By Jill Croteau Global News
Posted February 23, 2023
The snowy residue from the roads is piling up on sidewalks and sides of streets in Calgary after a significant snowfall. The icy mounds make it hard to navigate for most people but it’s almost impossible for anyone with mobility challenges.
Kim Tate has 2 prosthetic legs. She relies on Access Calgary buses at times, but can’t safely get to the drop off and pick up point outside her southeast apartment building.
“It’s 2023. Can we look after our elderly and people with disabilities.”
“It shows no concern, no respect, no caring. There’s a sign that says access loading zone and the guy or gal that plowed the other day, do they not read signs? Can they call it in and say can someone clean this up?” Tate said.
She said she called 311 to alert city crews.
“There’s no way the driver get into the spot, he would be parked in the middle of the road to load a person in a wheelchair.”
The City of Calgary released a statement:
“Additional contracted crews were called in to support and have completed two cycles of pedestrian infrastructure maintenance (including approximately 1250 high priority Transit stops, locations provided to us by Calgary Transit Access). We recognize that the recent snowfall has created challenges for all Calgarians and thank you for your patience as we continue working to respond to this record snow event.”

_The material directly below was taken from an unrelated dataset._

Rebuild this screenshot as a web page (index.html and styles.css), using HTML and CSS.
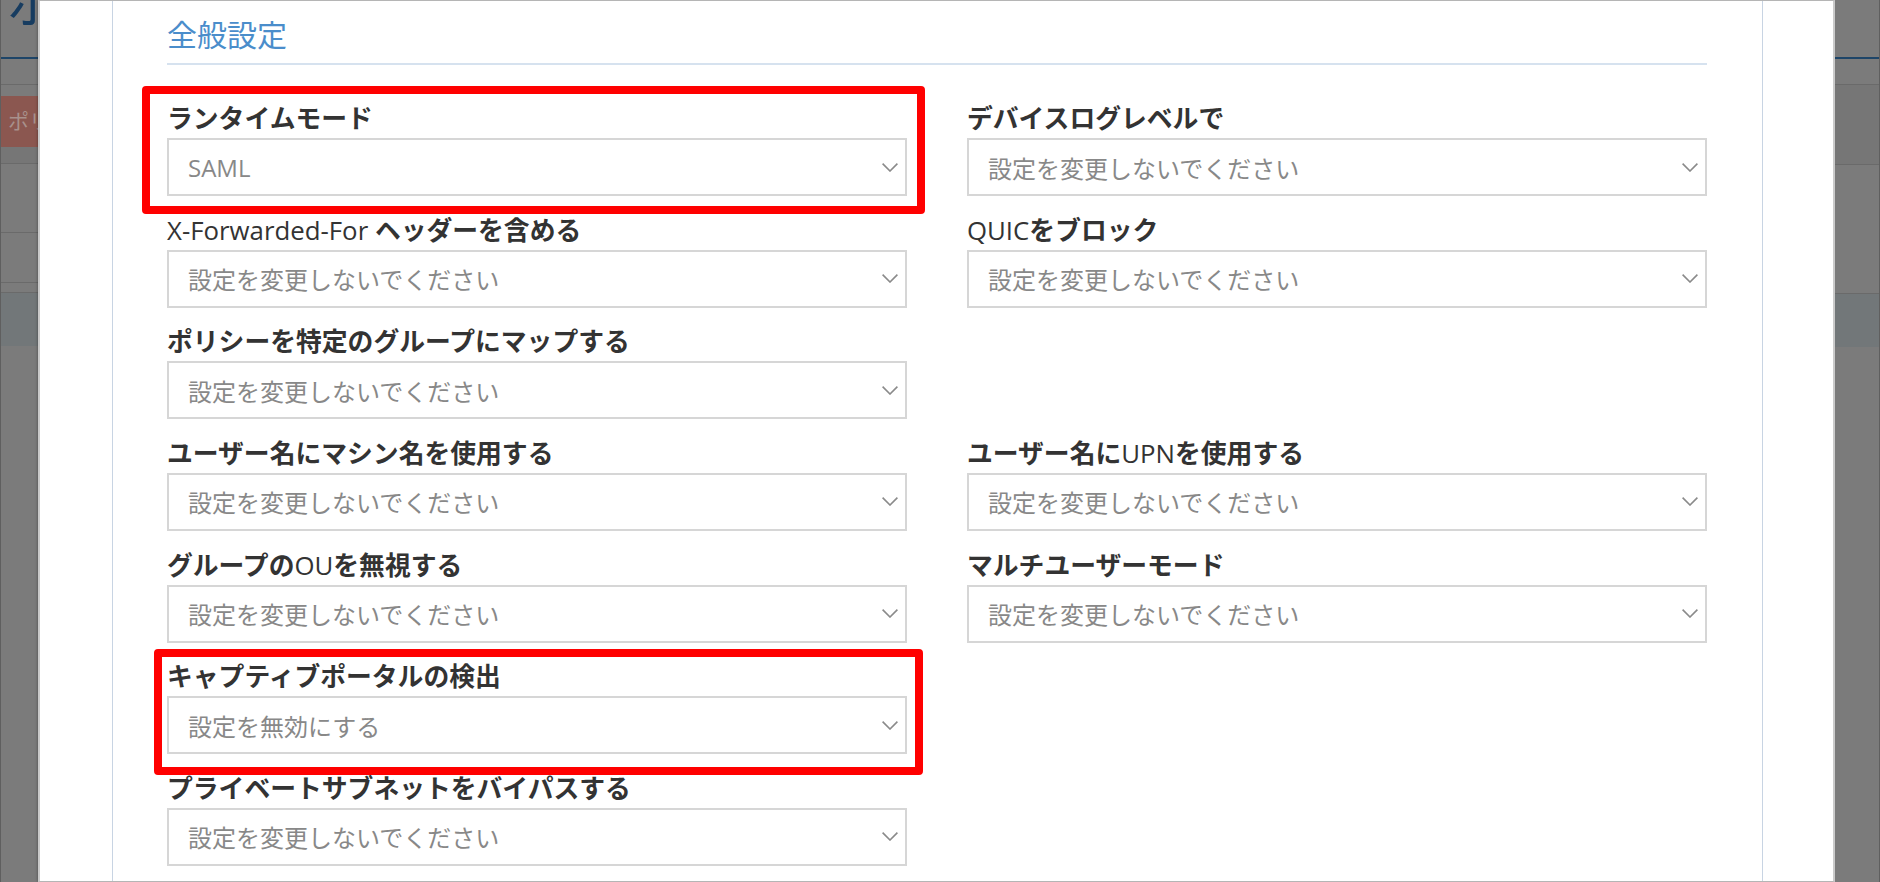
FILE: index.html
```html
<!DOCTYPE html>
<html lang="ja">
<head>
  <meta charset="UTF-8">
  <title>全般設定</title>
  <link rel="stylesheet" href="styles.css">
</head>
<body>
  <div class="backdrop backdrop-left">
    <div class="bg-title"><span>ポ</span></div>
    <div class="bg-rule-blue"></div>
    <div class="bg-gap h25"></div>
    <div class="bg-line"></div>
    <div class="bg-gap h11"></div>
    <div class="bg-alert">ポリ</div>
    <div class="bg-gap h16 dim"></div>
    <div class="bg-line"></div>
    <div class="bg-gap h68"></div>
    <div class="bg-line"></div>
    <div class="bg-gap h49"></div>
    <div class="bg-line"></div>
    <div class="bg-gap h9"></div>
    <div class="bg-line"></div>
    <div class="bg-blue"></div>
  </div>

  <div class="modal">
    <div class="panel">
      <h2 class="section-title">全般設定</h2>

      <div class="grid">
        <div class="field">
          <label>ランタイムモード</label>
          <div class="select"><span>SAML</span><svg width="16" height="9" viewBox="0 0 16 9"><polyline points="0.6,0.6 8,8 15.4,0.6"/></svg></div>
        </div>
        <div class="field">
          <label>デバイスログレベルで</label>
          <div class="select"><span>設定を変更しないでください</span><svg width="16" height="9" viewBox="0 0 16 9"><polyline points="0.6,0.6 8,8 15.4,0.6"/></svg></div>
        </div>

        <div class="field">
          <label><span class="latin">X-Forwarded-For</span> ヘッダーを含める</label>
          <div class="select"><span>設定を変更しないでください</span><svg width="16" height="9" viewBox="0 0 16 9"><polyline points="0.6,0.6 8,8 15.4,0.6"/></svg></div>
        </div>
        <div class="field">
          <label><span class="latin">QUIC</span>をブロック</label>
          <div class="select"><span>設定を変更しないでください</span><svg width="16" height="9" viewBox="0 0 16 9"><polyline points="0.6,0.6 8,8 15.4,0.6"/></svg></div>
        </div>

        <div class="field">
          <label>ポリシーを特定のグループにマップする</label>
          <div class="select"><span>設定を変更しないでください</span><svg width="16" height="9" viewBox="0 0 16 9"><polyline points="0.6,0.6 8,8 15.4,0.6"/></svg></div>
        </div>
        <div class="field empty"></div>

        <div class="field">
          <label>ユーザー名にマシン名を使用する</label>
          <div class="select"><span>設定を変更しないでください</span><svg width="16" height="9" viewBox="0 0 16 9"><polyline points="0.6,0.6 8,8 15.4,0.6"/></svg></div>
        </div>
        <div class="field">
          <label>ユーザー名に<span class="latin">UPN</span>を使用する</label>
          <div class="select"><span>設定を変更しないでください</span><svg width="16" height="9" viewBox="0 0 16 9"><polyline points="0.6,0.6 8,8 15.4,0.6"/></svg></div>
        </div>

        <div class="field">
          <label>グループの<span class="latin">OU</span>を無視する</label>
          <div class="select"><span>設定を変更しないでください</span><svg width="16" height="9" viewBox="0 0 16 9"><polyline points="0.6,0.6 8,8 15.4,0.6"/></svg></div>
        </div>
        <div class="field">
          <label>マルチユーザーモード</label>
          <div class="select"><span>設定を変更しないでください</span><svg width="16" height="9" viewBox="0 0 16 9"><polyline points="0.6,0.6 8,8 15.4,0.6"/></svg></div>
        </div>

        <div class="field">
          <label>キャプティブポータルの検出</label>
          <div class="select"><span>設定を無効にする</span><svg width="16" height="9" viewBox="0 0 16 9"><polyline points="0.6,0.6 8,8 15.4,0.6"/></svg></div>
        </div>
        <div class="field empty"></div>

        <div class="field">
          <label>プライベートサブネットをバイパスする</label>
          <div class="select"><span>設定を変更しないでください</span><svg width="16" height="9" viewBox="0 0 16 9"><polyline points="0.6,0.6 8,8 15.4,0.6"/></svg></div>
        </div>
        <div class="field empty"></div>
      </div>
    </div>
  </div>

  <div class="backdrop backdrop-right">
    <div class="bg-gap h57"></div>
    <div class="bg-rule-blue"></div>
    <div class="bg-gap h25"></div>
    <div class="bg-line"></div>
    <div class="bg-gap h79 dim"></div>
    <div class="bg-line"></div>
    <div class="bg-gap h128"></div>
    <div class="bg-line"></div>
    <div class="bg-blue"></div>
  </div>

  <div class="mark mark-runtime"></div>
  <div class="mark mark-portal"></div>
</body>
</html>
```

FILE: styles.css
```css
body {
  margin: 0;
  height: 882px;
  overflow: hidden;
  display: flex;
  position: relative;
  background: #7b7b7b;
  font-family: 'Open Sans', 'Noto Sans CJK JP', sans-serif;
}

/* dimmed page behind the dialog */
.backdrop {
  height: 100%;
  box-sizing: border-box;
  overflow: hidden;
  background: #7b7b7b;
}

.backdrop-left {
  width: 38px;
  flex: none;
  border-left: 1px solid #5f5f5f;
}

.backdrop-right {
  flex: 1;
  border-right: 1px solid #5f5f5f;
}

.bg-title {
  height: 57px;
  overflow: hidden;
}

.bg-title span {
  display: block;
  margin: -30px 0 0 6px;
  font-size: 52px;
  line-height: 66px;
  color: #173c60;
}

.bg-rule-blue {
  height: 2px;
  background: #1e4568;
}

.bg-line {
  height: 1px;
  background: #6a6a6a;
}

.bg-gap.dim { background: #767676; }
.h9 { height: 9px; }
.h11 { height: 11px; }
.h16 { height: 16px; }
.h25 { height: 25px; }
.h49 { height: 49px; }
.h57 { height: 57px; }
.h68 { height: 68px; }
.h79 { height: 79px; }
.h128 { height: 128px; }

.bg-alert {
  height: 51px;
  background: #8b5750;
  color: #a8918c;
  font-size: 21px;
  line-height: 51px;
  padding-left: 7px;
  white-space: nowrap;
}

.bg-blue {
  height: 53px;
  background: #727779;
}

/* dialog */
.modal {
  width: 1797px;
  flex: none;
  height: 100%;
  box-sizing: border-box;
  background: #fff;
  border: 1px solid #b5b5b5;
  border-left: 2px solid #cacaca;
  border-right: 2px solid #cacaca;
  padding: 0 70px 0 72px;
  box-shadow: 0 0 3px rgba(0, 0, 0, 0.4);
}

.panel {
  height: 100%;
  box-sizing: border-box;
  border-left: 1px solid #c8d4e3;
  border-right: 1px solid #c8d4e3;
  padding: 0 55px 0 54px;
}

.section-title {
  margin: 0;
  padding: 14px 0 8px;
  font-size: 30px;
  line-height: 40px;
  font-weight: 400;
  color: #4a8dcb;
  border-bottom: 2px solid #d6e2ef;
}

.grid {
  margin-top: 36px;
  display: grid;
  grid-template-columns: 740px 740px;
  column-gap: 60px;
  row-gap: 16.67px;
}

.field label {
  display: block;
  height: 34px;
  margin-bottom: 3px;
  font-size: 25.8px;
  line-height: 34px;
  font-weight: 700;
  color: #333;
  white-space: nowrap;
}

.field label .latin {
  font-weight: 400;
}

.select {
  height: 58px;
  box-sizing: border-box;
  border: 2px solid #d6d6d6;
  background: #fff;
  display: flex;
  align-items: center;
  justify-content: space-between;
  padding: 0 7px 0 19px;
  font-size: 24px;
  color: #888;
}

.select svg polyline {
  fill: none;
  stroke: #8a8a8a;
  stroke-width: 1.6;
}

/* red highlight annotations drawn over the dialog */
.mark {
  position: absolute;
  box-sizing: border-box;
  border: 8px solid #ff0000;
  border-radius: 4px;
}

.mark-runtime {
  left: 142px;
  top: 86px;
  width: 783px;
  height: 128px;
}

.mark-portal {
  left: 154px;
  top: 649px;
  width: 769px;
  height: 126px;
}
```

But accessibility advocate Darby Lee Young said their plan is inadequate. Young is the founder of an accessibility consulting agency, Level Playing Field.
“The weather really takes away my independence.”
“I understand they are trying to move snow around, but then they don’t clear the curb cut,” Young said.
“For those of us with disabilities, we get put on the back burner and we need the freedom of being able to get around and if we can’t it can be a hazard,” Young said.